- **Data section**
## begin
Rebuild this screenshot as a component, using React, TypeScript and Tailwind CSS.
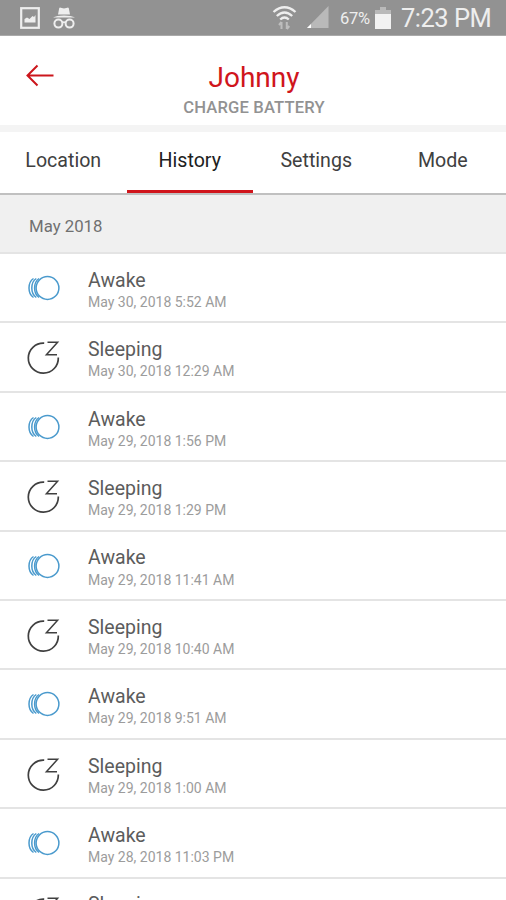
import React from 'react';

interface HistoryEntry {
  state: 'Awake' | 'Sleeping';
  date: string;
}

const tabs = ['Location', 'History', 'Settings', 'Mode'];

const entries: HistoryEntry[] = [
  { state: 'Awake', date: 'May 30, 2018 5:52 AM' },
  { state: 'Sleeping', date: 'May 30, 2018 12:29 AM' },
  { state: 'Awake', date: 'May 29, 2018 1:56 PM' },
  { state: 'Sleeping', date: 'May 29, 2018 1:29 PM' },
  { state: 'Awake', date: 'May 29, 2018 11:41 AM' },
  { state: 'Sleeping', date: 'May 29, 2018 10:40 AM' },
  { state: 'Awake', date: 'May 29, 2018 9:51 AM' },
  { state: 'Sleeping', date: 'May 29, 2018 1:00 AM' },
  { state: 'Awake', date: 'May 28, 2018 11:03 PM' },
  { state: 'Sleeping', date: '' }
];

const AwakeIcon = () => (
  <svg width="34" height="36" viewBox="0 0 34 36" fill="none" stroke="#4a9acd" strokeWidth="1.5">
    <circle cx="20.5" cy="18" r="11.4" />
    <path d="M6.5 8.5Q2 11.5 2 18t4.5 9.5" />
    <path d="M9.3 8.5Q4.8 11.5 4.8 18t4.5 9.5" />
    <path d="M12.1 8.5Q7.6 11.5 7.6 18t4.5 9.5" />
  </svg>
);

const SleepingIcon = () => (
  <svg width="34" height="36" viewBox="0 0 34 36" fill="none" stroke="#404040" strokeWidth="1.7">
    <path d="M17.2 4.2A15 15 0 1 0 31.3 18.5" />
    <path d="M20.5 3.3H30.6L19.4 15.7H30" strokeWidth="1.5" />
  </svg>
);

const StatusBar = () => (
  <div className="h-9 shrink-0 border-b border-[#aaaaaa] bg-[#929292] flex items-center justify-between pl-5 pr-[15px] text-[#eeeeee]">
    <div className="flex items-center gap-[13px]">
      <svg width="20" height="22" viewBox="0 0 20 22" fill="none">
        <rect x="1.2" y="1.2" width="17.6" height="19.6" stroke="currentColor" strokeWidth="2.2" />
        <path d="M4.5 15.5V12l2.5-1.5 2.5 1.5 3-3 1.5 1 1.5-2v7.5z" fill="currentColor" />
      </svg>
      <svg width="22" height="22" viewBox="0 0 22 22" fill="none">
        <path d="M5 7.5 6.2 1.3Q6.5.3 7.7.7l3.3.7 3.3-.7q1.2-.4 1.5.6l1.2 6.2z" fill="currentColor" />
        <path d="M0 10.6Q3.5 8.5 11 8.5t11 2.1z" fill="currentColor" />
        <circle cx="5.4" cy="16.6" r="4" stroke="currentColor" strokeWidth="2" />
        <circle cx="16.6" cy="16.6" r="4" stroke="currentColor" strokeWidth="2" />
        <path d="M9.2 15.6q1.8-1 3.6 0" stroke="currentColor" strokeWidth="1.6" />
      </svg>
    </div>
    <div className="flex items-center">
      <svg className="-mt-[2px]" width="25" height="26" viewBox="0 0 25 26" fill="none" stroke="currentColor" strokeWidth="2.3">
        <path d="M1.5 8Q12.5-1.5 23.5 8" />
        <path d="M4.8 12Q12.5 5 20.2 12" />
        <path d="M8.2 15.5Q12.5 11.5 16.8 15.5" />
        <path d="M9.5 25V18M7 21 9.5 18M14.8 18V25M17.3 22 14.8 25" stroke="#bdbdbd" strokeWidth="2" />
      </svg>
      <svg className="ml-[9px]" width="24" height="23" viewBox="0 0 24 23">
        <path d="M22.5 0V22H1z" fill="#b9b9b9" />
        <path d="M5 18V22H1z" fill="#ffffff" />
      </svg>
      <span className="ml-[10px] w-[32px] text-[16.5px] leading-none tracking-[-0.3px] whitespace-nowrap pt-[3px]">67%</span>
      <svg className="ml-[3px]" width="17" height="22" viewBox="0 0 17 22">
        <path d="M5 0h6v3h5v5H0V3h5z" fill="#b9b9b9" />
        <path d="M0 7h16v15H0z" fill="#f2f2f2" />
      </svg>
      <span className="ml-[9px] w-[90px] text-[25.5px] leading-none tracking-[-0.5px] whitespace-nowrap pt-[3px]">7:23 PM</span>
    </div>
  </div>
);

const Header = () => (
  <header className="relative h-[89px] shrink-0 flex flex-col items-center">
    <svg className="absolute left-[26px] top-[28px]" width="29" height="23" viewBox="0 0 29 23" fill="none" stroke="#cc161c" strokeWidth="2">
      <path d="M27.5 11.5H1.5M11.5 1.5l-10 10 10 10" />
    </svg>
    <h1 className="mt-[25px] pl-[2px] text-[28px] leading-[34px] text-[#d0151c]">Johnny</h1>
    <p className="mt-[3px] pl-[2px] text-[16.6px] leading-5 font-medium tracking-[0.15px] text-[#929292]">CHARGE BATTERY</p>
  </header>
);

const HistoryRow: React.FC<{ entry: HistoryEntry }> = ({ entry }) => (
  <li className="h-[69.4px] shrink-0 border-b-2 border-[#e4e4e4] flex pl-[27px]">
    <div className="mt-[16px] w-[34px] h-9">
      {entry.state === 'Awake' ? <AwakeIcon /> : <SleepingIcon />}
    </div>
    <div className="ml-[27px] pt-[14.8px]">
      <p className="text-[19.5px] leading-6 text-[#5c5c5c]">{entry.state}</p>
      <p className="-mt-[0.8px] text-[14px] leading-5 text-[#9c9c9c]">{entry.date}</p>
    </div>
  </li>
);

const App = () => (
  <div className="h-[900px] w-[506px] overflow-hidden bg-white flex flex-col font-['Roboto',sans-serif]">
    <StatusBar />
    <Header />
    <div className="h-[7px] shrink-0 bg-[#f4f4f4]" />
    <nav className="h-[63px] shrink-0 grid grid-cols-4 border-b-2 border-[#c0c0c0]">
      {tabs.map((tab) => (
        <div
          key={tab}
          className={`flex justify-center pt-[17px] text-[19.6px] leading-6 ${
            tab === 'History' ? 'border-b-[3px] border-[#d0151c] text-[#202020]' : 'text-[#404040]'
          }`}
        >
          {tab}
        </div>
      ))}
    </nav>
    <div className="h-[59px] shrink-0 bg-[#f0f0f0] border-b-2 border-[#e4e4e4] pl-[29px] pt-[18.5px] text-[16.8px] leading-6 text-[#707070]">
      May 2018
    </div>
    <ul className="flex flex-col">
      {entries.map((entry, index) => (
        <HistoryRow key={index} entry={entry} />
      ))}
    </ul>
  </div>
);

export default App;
## end
- **The problem**
Return, unchanged, the lines from the first line of the material through the line that holds "const tabs = ['Location', 'History', 'Settings', 'Mode'];", inclusive, omitting pictures.

- **Answer to this exercise**
Rebuild this screenshot as a component, using React, TypeScript and Tailwind CSS.
import React from 'react';

interface HistoryEntry {
  state: 'Awake' | 'Sleeping';
  date: string;
}

const tabs = ['Location', 'History', 'Settings', 'Mode'];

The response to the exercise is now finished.